Pressions européennes
En France, l’image des Roms en souffre. En 2010, après des incidents, ils sont stigmatisés dans le discours de Grenoble du président Nicolas Sarkozy. Une circulaire prévoit « le démantèlement systématique des camps, en priorité ceux des Roms ». Cette année-là, près de 9 000 Roms sont expulsés.
La réaction de l'Europe ne s'est pas fait attendre et sous la pression, la France retire le texte. Thomas Hammarberg, ex-commissaire aux droits de l'homme au Conseil de l'Europe estime que « c’est réellement à ce moment là que l’Union européenne a pris conscience de la discrimination dont souffrent les Roms.
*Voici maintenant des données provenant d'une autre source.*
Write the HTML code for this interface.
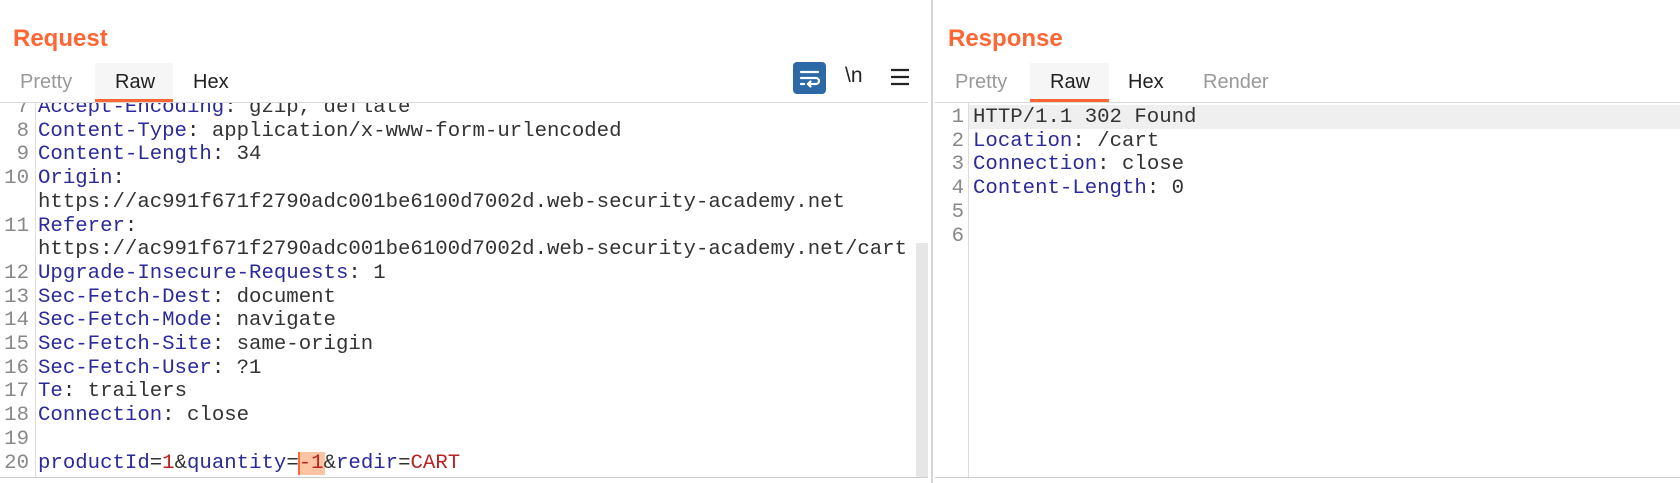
<!DOCTYPE html>
<html><head><meta charset="utf-8"><style>
*{margin:0;padding:0;box-sizing:border-box}
body{width:1680px;height:483px;background:#fff;position:relative;overflow:hidden;font-family:"Liberation Sans",sans-serif}
.abs{position:absolute}
.h{position:absolute;top:25px;font-weight:bold;font-size:24px;color:#ff6633}
.tab{position:absolute;top:71px;font-size:20px;color:#222}
.tab.g{color:#999}
.code{position:absolute;font-family:"Liberation Mono",monospace;font-size:20.7px;line-height:23.7px;white-space:pre;color:#333}
.k{color:#2a2a9a}
.r{color:#b22}
.num{position:absolute;font-family:"Liberation Mono",monospace;font-size:20.7px;line-height:23.7px;white-space:pre;color:#888;text-align:right}
</style></head><body>
<!-- Left panel -->
<div class="h" style="left:13px">Request</div>
<div class="abs" style="left:95px;top:63px;width:78px;height:39px;background:#f6f6f6"></div>
<div class="abs" style="left:95px;top:99px;width:78px;height:3px;background:#ff6633"></div>
<div class="tab g" style="left:20px">Pretty</div>
<div class="tab" style="left:115px">Raw</div>
<div class="tab" style="left:193px">Hex</div>
<div class="abs" style="left:0;top:102px;width:928px;height:1px;background:#d8d8d8"></div>
<div class="abs" style="left:793px;top:62px;width:33px;height:32px;background:#2d69a6;border-radius:4px"></div>
<svg class="abs" style="left:793px;top:62px" width="33" height="32" viewBox="0 0 33 32"><g stroke="#fff" stroke-width="2.2" fill="none" stroke-linecap="round"><path d="M8 10H25"/><path d="M8 16H23a3 3 0 0 1 0 6H15"/><path d="M17.5 19.5L15 22l2.5 2.5"/><path d="M8 22H11"/></g></svg>
<div class="abs" style="left:845px;top:64px;font-size:21px;color:#222">\n</div>
<svg class="abs" style="left:890px;top:68px" width="20" height="18"><g stroke="#222" stroke-width="2.2"><path d="M1 2H19M1 9H19M1 16H19"/></g></svg>
<div class="abs" style="left:0;top:103px;width:916px;height:374px;overflow:hidden">
<div class="num" style="left:0;top:-7px;width:29px">7
8
9
10

11

12
13
14
15
16
17
18
19
20</div>
<div class="abs" style="left:35px;top:0;width:1px;height:374px;background:#ddd"></div>
<div class="abs" style="left:298px;top:348.5px;width:27px;height:23.7px;background:#fbc4a3"></div>
<div class="abs" style="left:298px;top:348.5px;width:2px;height:23.7px;background:#ff6633"></div>
<div class="code" style="left:38px;top:-7px"><span class="k">Accept-Encoding</span>: gzip, deflate
<span class="k">Content-Type</span>: application/x-www-form-urlencoded
<span class="k">Content-Length</span>: 34
<span class="k">Origin</span>:
https://ac991f671f2790adc001be6100d7002d.web-security-academy.net
<span class="k">Referer</span>:
https://ac991f671f2790adc001be6100d7002d.web-security-academy.net/cart
<span class="k">Upgrade-Insecure-Requests</span>: 1
<span class="k">Sec-Fetch-Dest</span>: document
<span class="k">Sec-Fetch-Mode</span>: navigate
<span class="k">Sec-Fetch-Site</span>: same-origin
<span class="k">Sec-Fetch-User</span>: ?1
<span class="k">Te</span>: trailers
<span class="k">Connection</span>: close

<span class="k">productId</span>=<span class="r">1</span>&amp;<span class="k">quantity</span>=<span class="r">-1</span>&amp;<span class="k">redir</span>=<span class="r">CART</span></div>
</div>
<div class="abs" style="left:916px;top:243px;width:12px;height:234px;background:#e6e6e6"></div>
<div class="abs" style="left:0;top:477px;width:928px;height:1px;background:#ccc"></div>
<!-- Divider -->
<div class="abs" style="left:931px;top:0;width:2px;height:483px;background:#d4d4d4"></div>
<!-- Right panel -->
<div class="h" style="left:948px">Response</div>
<div class="abs" style="left:1030px;top:63px;width:79px;height:39px;background:#f6f6f6"></div>
<div class="abs" style="left:1030px;top:99px;width:79px;height:3px;background:#ff6633"></div>
<div class="tab g" style="left:955px">Pretty</div>
<div class="tab" style="left:1050px">Raw</div>
<div class="tab" style="left:1128px">Hex</div>
<div class="tab g" style="left:1203px">Render</div>
<div class="abs" style="left:935px;top:102px;width:745px;height:1px;background:#d8d8d8"></div>
<div class="abs" style="left:969px;top:105px;width:711px;height:23.7px;background:#efefef"></div>
<div class="abs" style="left:968px;top:103px;width:1px;height:374px;background:#ddd"></div>
<div class="num" style="left:935px;top:106px;width:29px">1
2
3
4
5
6</div>
<div class="code" style="left:973px;top:106px">HTTP/1.1 302 Found
<span class="k">Location</span>: /cart
<span class="k">Connection</span>: close
<span class="k">Content-Length</span>: 0</div>
<div class="abs" style="left:935px;top:477px;width:745px;height:1px;background:#ccc"></div>
</body></html>
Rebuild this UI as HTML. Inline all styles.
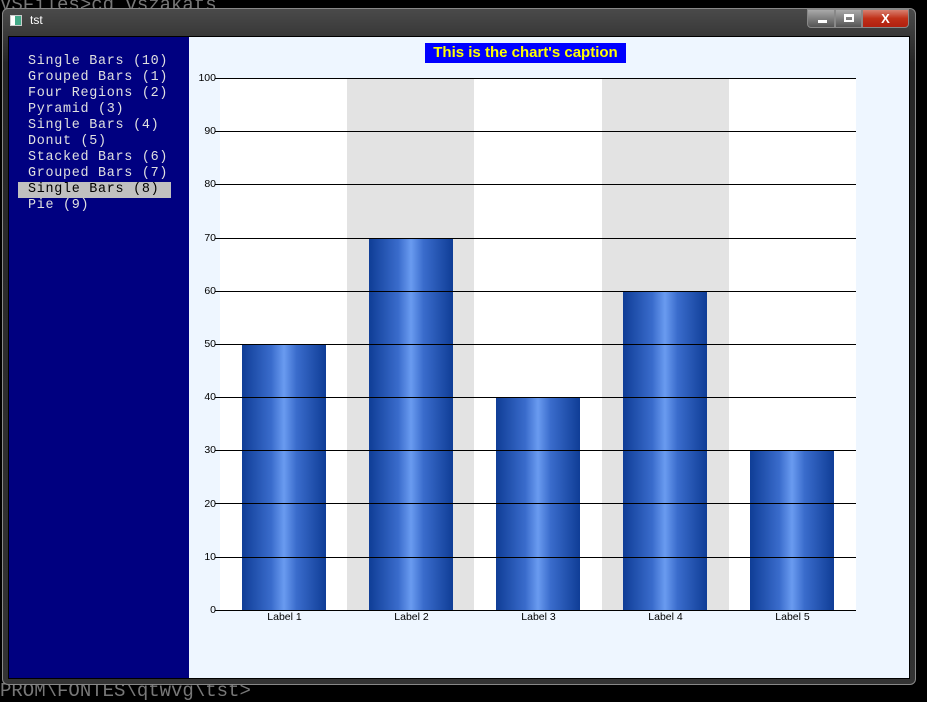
<!DOCTYPE html>
<html><head><style>
*{margin:0;padding:0;box-sizing:border-box}
body{width:927px;height:691px;background:#000;position:relative;overflow:hidden;font-family:"Liberation Sans",sans-serif}
.a{position:absolute}
.con{font-family:"Liberation Mono",monospace;color:#777;font-size:19px}
.menu div{font-family:"Liberation Mono",monospace;font-size:13.4px;letter-spacing:0.72px;color:#e0e0e0;height:16px;line-height:16px;padding-left:10px;white-space:pre}
.yl{font-size:10.5px;color:#000;text-align:right;width:30px;left:186px}
.xl{font-size:10.5px;color:#000;text-align:center;width:127px}
.bar{background:linear-gradient(90deg,#0f3d96 0%,#3a6ccc 35%,#6a9bf0 50%,#3a6ccc 65%,#0f3d96 100%)}
</style></head><body>
<div class="a con" style="left:0;top:-6px">VSFiles&gt;cd vszakats</div>
<div class="a con" style="left:0;top:680px">PROM\FONTES\qtwvg\tst&gt;</div>
<div class="a" style="left:2px;top:8px;width:914px;height:677px;border-radius:6px;border:1px solid #888;background:linear-gradient(180deg,#4a4a4a 0%,#262626 8%,#333 100%)"></div>
<div class="a" style="left:10px;top:15px;width:12px;height:11px;background:linear-gradient(90deg,#fff 0,#fff 40%,#4a8 40%,#4a8 100%);border:1px solid #ccc"></div>
<div class="a" style="left:30px;top:13px;color:#fff;font-size:12px">tst</div>
<div class="a" style="left:807px;top:9px;width:28px;height:19px;border:1px solid #888;border-radius:0 0 0 4px;background:linear-gradient(#aaa,#555)"><div class="a" style="left:10px;top:10px;width:9px;height:3px;background:#fff"></div></div>
<div class="a" style="left:835px;top:9px;width:27px;height:19px;border:1px solid #888;background:linear-gradient(#aaa,#555)"><div class="a" style="left:8px;top:4px;width:10px;height:8px;border:2px solid #fff;border-top-width:3px"></div></div>
<div class="a" style="left:862px;top:9px;width:47px;height:19px;border:1px solid #888;border-radius:0 0 4px 0;background:linear-gradient(#d88070,#c03018 50%,#b02010);color:#fff;font-weight:bold;font-size:13px;text-align:center;line-height:17px">X</div>
<div class="a" style="left:8px;top:36px;width:902px;height:643px;border:1px solid #000;background:#eef6ff"></div>
<div class="a" style="left:9px;top:37px;width:180px;height:641px;background:#000080"></div>
<div class="a menu" style="left:18px;top:54px;width:153px">
<div>Single Bars (10)</div><div>Grouped Bars (1)</div><div>Four Regions (2)</div><div>Pyramid (3)</div><div>Single Bars (4)</div><div>Donut (5)</div><div>Stacked Bars (6)</div><div>Grouped Bars (7)</div><div style="background:#c0c0c0;color:#000">Single Bars (8)</div><div>Pie (9)</div>
</div>
<div class="a" style="left:425px;top:43px;width:201px;height:20px;background:#0000ff;color:#ffff00;font-weight:bold;font-size:15px;text-align:center;line-height:20px">This is the chart's caption</div>
<div class="a" style="left:220px;top:78px;width:636px;height:532px;background:#fff"></div>
<div class="a" style="left:347px;top:78px;width:127px;height:532px;background:#e3e3e3"></div>
<div class="a" style="left:602px;top:78px;width:127px;height:532px;background:#e3e3e3"></div>
<div class="a bar" style="left:242px;top:344px;width:84px;height:266px"></div>
<div class="a bar" style="left:369px;top:238px;width:84px;height:372px"></div>
<div class="a bar" style="left:496px;top:397px;width:84px;height:213px"></div>
<div class="a bar" style="left:623px;top:291px;width:84px;height:319px"></div>
<div class="a bar" style="left:750px;top:450px;width:84px;height:160px"></div>
<div class="a" style="left:215px;top:78px;width:641px;height:1px;background:#000;box-shadow:0 53px #000,0 106px #000,0 160px #000,0 213px #000,0 266px #000,0 319px #000,0 372px #000,0 425px #000,0 479px #000,0 532px #000"></div>
<div class="a yl" style="top:72px">100</div><div class="a yl" style="top:125px">90</div><div class="a yl" style="top:178px">80</div><div class="a yl" style="top:232px">70</div><div class="a yl" style="top:285px">60</div><div class="a yl" style="top:338px">50</div><div class="a yl" style="top:391px">40</div><div class="a yl" style="top:444px">30</div><div class="a yl" style="top:498px">20</div><div class="a yl" style="top:551px">10</div><div class="a yl" style="top:604px">0</div>
<div class="a xl" style="left:221px;top:611px">Label 1</div><div class="a xl" style="left:348px;top:611px">Label 2</div><div class="a xl" style="left:475px;top:611px">Label 3</div><div class="a xl" style="left:602px;top:611px">Label 4</div><div class="a xl" style="left:729px;top:611px">Label 5</div>
</body></html>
Ils veulent simplement être considérés comme les autres membres de l’UE ».
Politique inefficace
Les expulsions continuent en France, mais il n’existe pas de chiffres officiels. Les associations avancent plusieurs milliers de retours volontaires. Elles se basent sur des chiffres piochés dans les médias et sur leurs propres constatations. Pour lutter contre l’exclusion, l'Union européenne propose une politique « d'inclusion ».
Si Alexandre Le Clève est d'accord sur le fond, il remet en cause la méthode. « Nous ne souhaitons pas que les Roms soient considérés comme une ethnie. Dans les camps, il y a aussi des citoyens roumains ou bulgares qui ne sont pas roms », argue-t-il. « Nous préférons une approche sociale basée sur les besoins des familles ». Mais la politique européenne « peut être intéressante pour débloquer des fonds et mener des projets concrets sur les territoires », en France et dans les pays d’origine.
En matière d’emploi, d’enseignement et d’accès aux soins pour l'instant, « les politiques mises en place par l'Europe ont donné très peu de résultats, concède Thomas Hammarberg, même si, sur certains points, il y a eu des avancées. » Beaucoup de temps sera encore nécessaire avant de voir les mentalités évoluer. C'est sur ce changement des consciences communautaires que la politique européenne devra mettre l'accent.